Omit all pictures, then retype the data exactly as given.

Data section ▸
══════════
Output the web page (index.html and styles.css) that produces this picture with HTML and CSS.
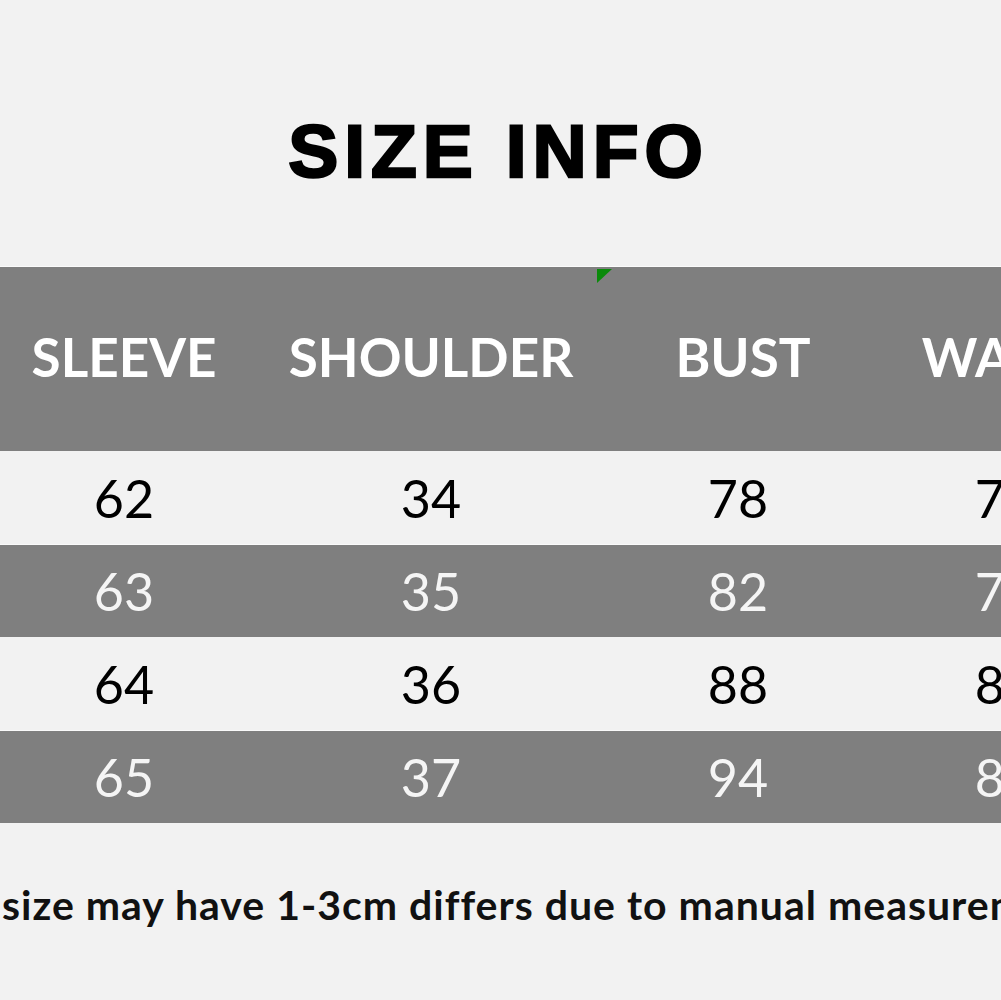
FILE: index.html
```html
<!DOCTYPE html>
<html>
<head>
<meta charset="utf-8">
<link rel="stylesheet" href="styles.css">
</head>
<body>
<div class="page">
  <h1 class="title">SIZE INFO</h1>
  <div class="table-wrap">
    <div class="table">
      <div class="row head">
        <div class="cell">SLEEVE</div>
        <div class="cell">SHOULDER</div>
        <div class="cell marked bust-shift">BUST</div>
        <div class="cell">WAIST</div>
      </div>
      <div class="row light">
        <div class="cell">62</div>
        <div class="cell">34</div>
        <div class="cell">78</div>
        <div class="cell">70</div>
      </div>
      <div class="row dark">
        <div class="cell">63</div>
        <div class="cell">35</div>
        <div class="cell">82</div>
        <div class="cell">74</div>
      </div>
      <div class="row light">
        <div class="cell">64</div>
        <div class="cell">36</div>
        <div class="cell">88</div>
        <div class="cell">80</div>
      </div>
      <div class="row dark">
        <div class="cell">65</div>
        <div class="cell">37</div>
        <div class="cell">94</div>
        <div class="cell">86</div>
      </div>
    </div>
  </div>
  <p class="note">size may have 1-3cm differs due to manual measurement</p>
</div>
</body>
</html>
```

FILE: styles.css
```css
html, body {
  margin: 0;
  padding: 0;
  background: #f2f2f2;
}
.page {
  width: 1001px;
  height: 1000px;
  overflow: hidden;
  background: #f2f2f2;
  display: flex;
  flex-direction: column;
}
.title {
  margin: 114px 0 0 0;
  padding-right: 4px;
  font-family: "Liberation Sans", Arial, sans-serif;
  font-weight: 700;
  font-size: 75px;
  line-height: 1;
  letter-spacing: 6px;
  text-align: center;
  color: #000;
  -webkit-text-stroke: 2.5px #000;
}
.table-wrap {
  margin-top: 77px;
  width: 1001px;
  overflow: hidden;
  border-top: 1px solid #fbfbfb;
}
.table {
  margin-left: -30px;
  display: flex;
  flex-direction: column;
}
.row {
  display: grid;
  grid-template-columns: 308px 306px 308px 226px;
  height: 93px;
}
.row .cell {
  display: flex;
  align-items: center;
  justify-content: center;
  font-family: Lato, "Noto Sans", sans-serif;
  font-size: 52px;
  white-space: nowrap;
}
.row.head {
  height: 184px;
  background: #7f7f7f;
}
.row.head .cell {
  position: relative;
  font-weight: 700;
  font-size: 53px;
  color: #fff;
  padding-bottom: 6px;
}
.row.head .cell.bust-shift {
  padding-left: 10px;
}
.row.head .cell.marked::before {
  content: "";
  position: absolute;
  left: 13px;
  top: 2px;
  width: 0;
  height: 0;
  border-top: 14px solid #0a8a0a;
  border-right: 15px solid transparent;
}
.row.light {
  background: #f2f2f2;
}
.row.light .cell {
  color: #000;
}
.row.dark {
  background: #7f7f7f;
  border-top: 1px solid #fafafa;
  height: 92px;
}
.row.dark .cell {
  color: #f5f5f5;
}
.note {
  margin: 61px 0 0 0;
  padding-left: 2px;
  font-family: Lato, "Noto Sans", sans-serif;
  font-weight: 700;
  font-size: 41px;
  letter-spacing: 1px;
  line-height: 1;
  color: #111;
  white-space: nowrap;
}
```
══════════
Final result ▸
Output the web page (index.html and styles.css) that produces this picture with HTML and CSS.
FILE: index.html
```html
<!DOCTYPE html>
<html>
<head>
<meta charset="utf-8">
<link rel="stylesheet" href="styles.css">
</head>
<body>
<div class="page">
  <h1 class="title">SIZE INFO</h1>
  <div class="table-wrap">
    <div class="table">
      <div class="row head">
        <div class="cell">SLEEVE</div>
        <div class="cell">SHOULDER</div>
        <div class="cell marked bust-shift">BUST</div>
        <div class="cell">WAIST</div>
      </div>
      <div class="row light">
        <div class="cell">62</div>
        <div class="cell">34</div>
        <div class="cell">78</div>
        <div class="cell">70</div>
      </div>
      <div class="row dark">
        <div class="cell">63</div>
        <div class="cell">35</div>
        <div class="cell">82</div>
        <div class="cell">74</div>
      </div>
      <div class="row light">
        <div class="cell">64</div>
        <div class="cell">36</div>
        <div class="cell">88</div>
        <div class="cell">80</div>
      </div>
      <div class="row dark">
        <div class="cell">65</div>
        <div class="cell">37</div>
        <div class="cell">94</div>
        <div class="cell">86</div>
      </div>
    </div>
  </div>
  <p class="note">size may have 1-3cm differs due to manual measurement</p>
</div>
</body>
</html>
```

FILE: styles.css
```css
html, body {
  margin: 0;
  padding: 0;
  background: #f2f2f2;
}
.page {
  width: 1001px;
  height: 1000px;
  overflow: hidden;
  background: #f2f2f2;
  display: flex;
  flex-direction: column;
}
.title {
  margin: 114px 0 0 0;
  padding-right: 4px;
  font-family: "Liberation Sans", Arial, sans-serif;
  font-weight: 700;
  font-size: 75px;
  line-height: 1;
  letter-spacing: 6px;
  text-align: center;
  color: #000;
  -webkit-text-stroke: 2.5px #000;
}
.table-wrap {
  margin-top: 77px;
  width: 1001px;
  overflow: hidden;
  border-top: 1px solid #fbfbfb;
}
.table {
  margin-left: -30px;
  display: flex;
  flex-direction: column;
}
.row {
  display: grid;
  grid-template-columns: 308px 306px 308px 226px;
  height: 93px;
}
.row .cell {
  display: flex;
  align-items: center;
  justify-content: center;
  font-family: Lato, "Noto Sans", sans-serif;
  font-size: 52px;
  white-space: nowrap;
}
.row.head {
  height: 184px;
  background: #7f7f7f;
}
.row.head .cell {
  position: relative;
  font-weight: 700;
  font-size: 53px;
  color: #fff;
  padding-bottom: 6px;
}
.row.head .cell.bust-shift {
  padding-left: 10px;
}
.row.head .cell.marked::before {
  content: "";
  position: absolute;
  left: 13px;
  top: 2px;
  width: 0;
  height: 0;
  border-top: 14px solid #0a8a0a;
  border-right: 15px solid transparent;
}
.row.light {
  background: #f2f2f2;
}
.row.light .cell {
  color: #000;
}
.row.dark {
  background: #7f7f7f;
  border-top: 1px solid #fafafa;
  height: 92px;
}
.row.dark .cell {
  color: #f5f5f5;
}
.note {
  margin: 61px 0 0 0;
  padding-left: 2px;
  font-family: Lato, "Noto Sans", sans-serif;
  font-weight: 700;
  font-size: 41px;
  letter-spacing: 1px;
  line-height: 1;
  color: #111;
  white-space: nowrap;
}
```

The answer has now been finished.